Anglo sends us deeper into the mire

Anglo posts record loss of €8.2bn in first half


BANK’S DEBTS: ANGLO IRISH Bank made an €8.2 billion loss for the first six months of the year after writing off €5.8 billion on loans sold or heading for Nama and €2.5 billion on loans remaining at the bank.

Provisions and impairments totalling €8.3 billion were offset by an operating profit of €151 million, which left the bank with an €8.2 billion loss for the six-month period. The loss surpassed the previous record set by Anglo last year for the highest loss for a six-month period taken by an Irish company.

The bank lost €4.1 billion for the corresponding period last year – the six months to March 2009.

Anglo chief executive Mike Aynsley said the cost of the bank to the taxpayer should not exceed €25 billion if the discounts on the remaining Nama-bound loans are not higher than 65 per cent.

He estimated that the bank would be left with an additional €6-7 billion in losses on future Nama transfers if the bank faced the same discount of 62 per cent applied on the second tranche of loans sold earlier this month.

Anglo is understood to have taken a further provision against possible losses on the €2.8 billion in loans owing by Sean Quinn and his family in the six-month period.

Anglo has sold €16 billion in loans to Nama and has a further €19 billion to sell. For every additional 5 per cent on the discount on loans sold, Anglo would require a further €1 billion, he said.

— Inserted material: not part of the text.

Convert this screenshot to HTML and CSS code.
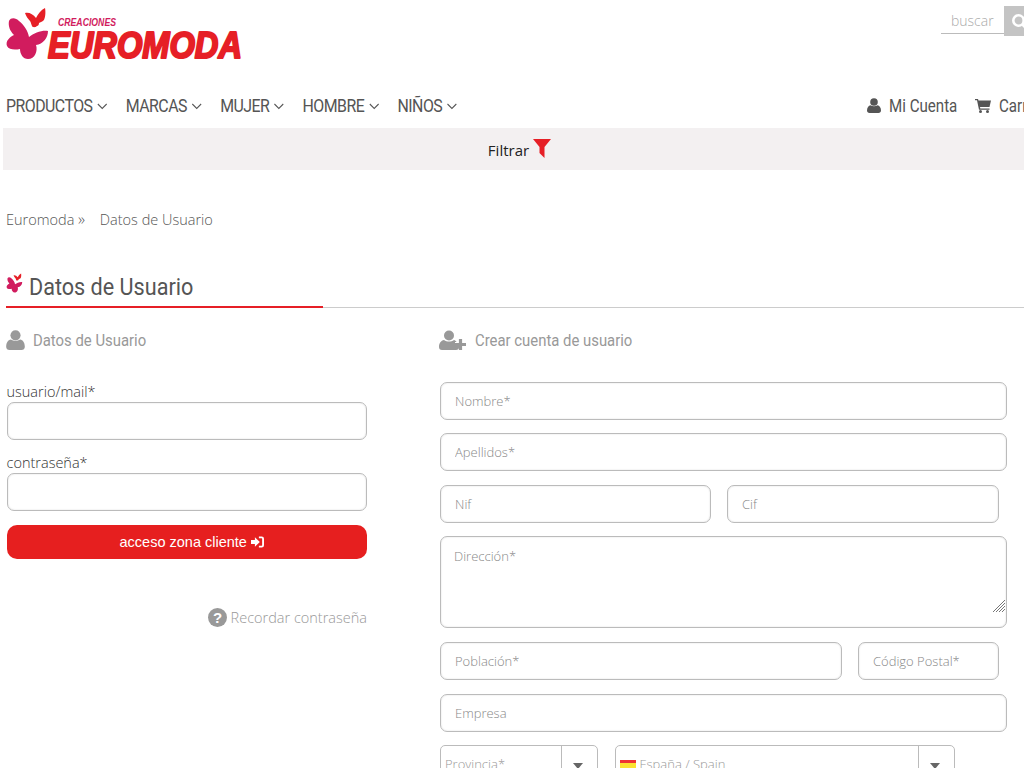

“If it went from 65 per cent to 70 per cent, it is going to go from €7 billion to €8 billion,” he said.

The additional €8.58 billion capital received from the Government last week would cover most of the expected losses on Nama, he said.

“This buffer will absorb most of the Nama losses, but it won’t be enough,”
he said, adding that the bank would need a further €1.5-2.5 billion, bringing the total cost of Anglo to €25 billion. As it stands, the State has committed a total of €22.88 billion.

The European Commission has approved a further €1.47 billion injection.
Anglo chief financial officer Maarten van Eden said this would be drawn as required.

Anglo also reduced the amount of loans it is transferring to Nama by €1.2 billion, meaning that it will transfer a total of €34.8 billion by the end of the process. Mr Aynsley said the €1.2 billion relates to US loans Anglo was now retaining.

The €8.3 billion first-half bad loan charge includes a provision of €3.5 billion on the €10.1 billion in loans sold to Nama at a discount of 55 per cent in the six months and an increase in the provisions on the other €24.7 billion Nama loans from 28 per cent to 38 per cent, writing off a further
€2.3 billion.

Anglo also set aside a further €2.5 billion to cover losses on the €38 billion on non-Nama loans. Mr Van Eden said the bank had set aside €7.5 billion to cover possible losses on these loans, but may need to take more provisions.